Jamie eventually calms, and with Adam and Gracie's urging, agrees to move on into the afterlife. They drive to the abandoned train tunnel, and Adam walks toward it with Jamie. Still in love with Adam, Jamie asks Adam to stay with him forever. Adam tells Jamie he loves him, albeit platonically. Adam gives Jamie one final word, "love". The two embrace before Jamie gives Adam his glasses, and walks on into the tunnel.

==Production==
Filming took place in New Hamburg and Monticello, New York in the winter and spring of 2013. Monticello High School and the abandoned Apollo Mall were used as filming locations.

==Release==
===Box office===
The film was given a limited theatrical release in the United States on August 29, 2014. The film earned $58,943 in domestic DVD sales.

===Critical reception===

Metacritic, which uses a weighted average, assigned the film a score of 49 out of 100, based on 7 critics, indicating "mixed or average" reviews.

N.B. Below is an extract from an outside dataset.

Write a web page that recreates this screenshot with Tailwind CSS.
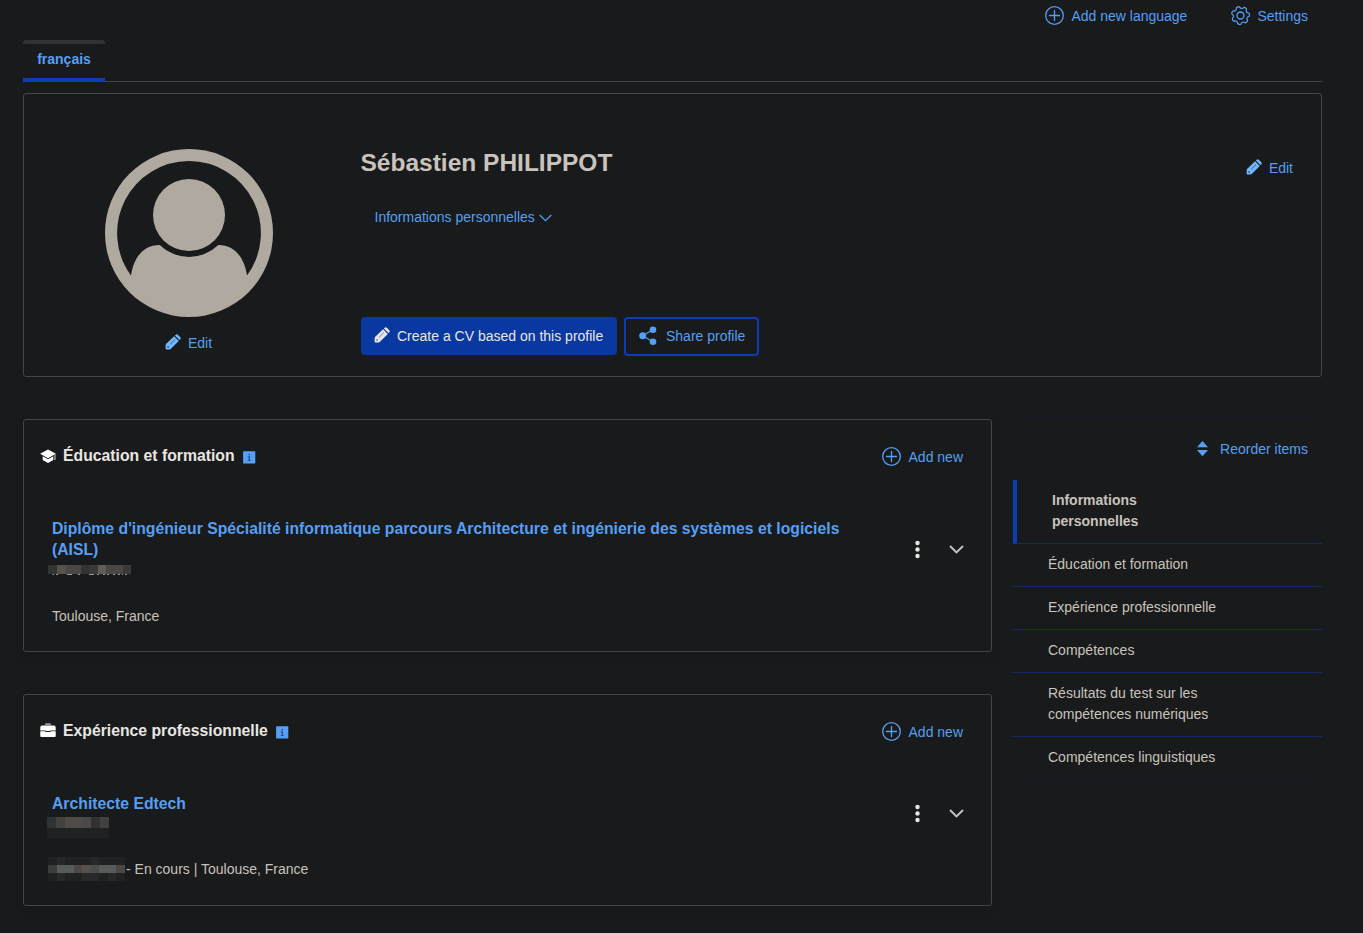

Dennis Harvey, in his review for Variety, gave the film a positive review by saying that "The potentially ludicrous story is handled artfully enough here to cast an eerie but not off-putting spell throughout, though the ultimate point is more than a tad murky, and the desired poignancy doesn't fully come across." John DeFore in his review for The Hollywood Reporter called the film "A sincere, psychologically savvy take on YA supernatural fare." Kyle Burton of Indiewire praised the film and said that "Carter Smith's Jamie Marks is Dead is a spooky rendition of teenage passion and shame. It has requisite angst and melodrama, but they're guided by the film's immersive atmosphere and sense of place. It's a gothic romance—a sort of coming out, bullying story that projects onto its world the moods and emotions of its characters." Jordan Raup of The Film Stage praised Carter Smith's direction that "Smith's expertise in crafting visceral, frightening scenarios—exemplified in his somewhat under-appreciated studio horror feature The Ruins—is fully on display here. Conjuring a gloomy view, in both the afterlife and the real world, the director seems to be in complete control of his vision, particularly in the sound design and downcast cinematography."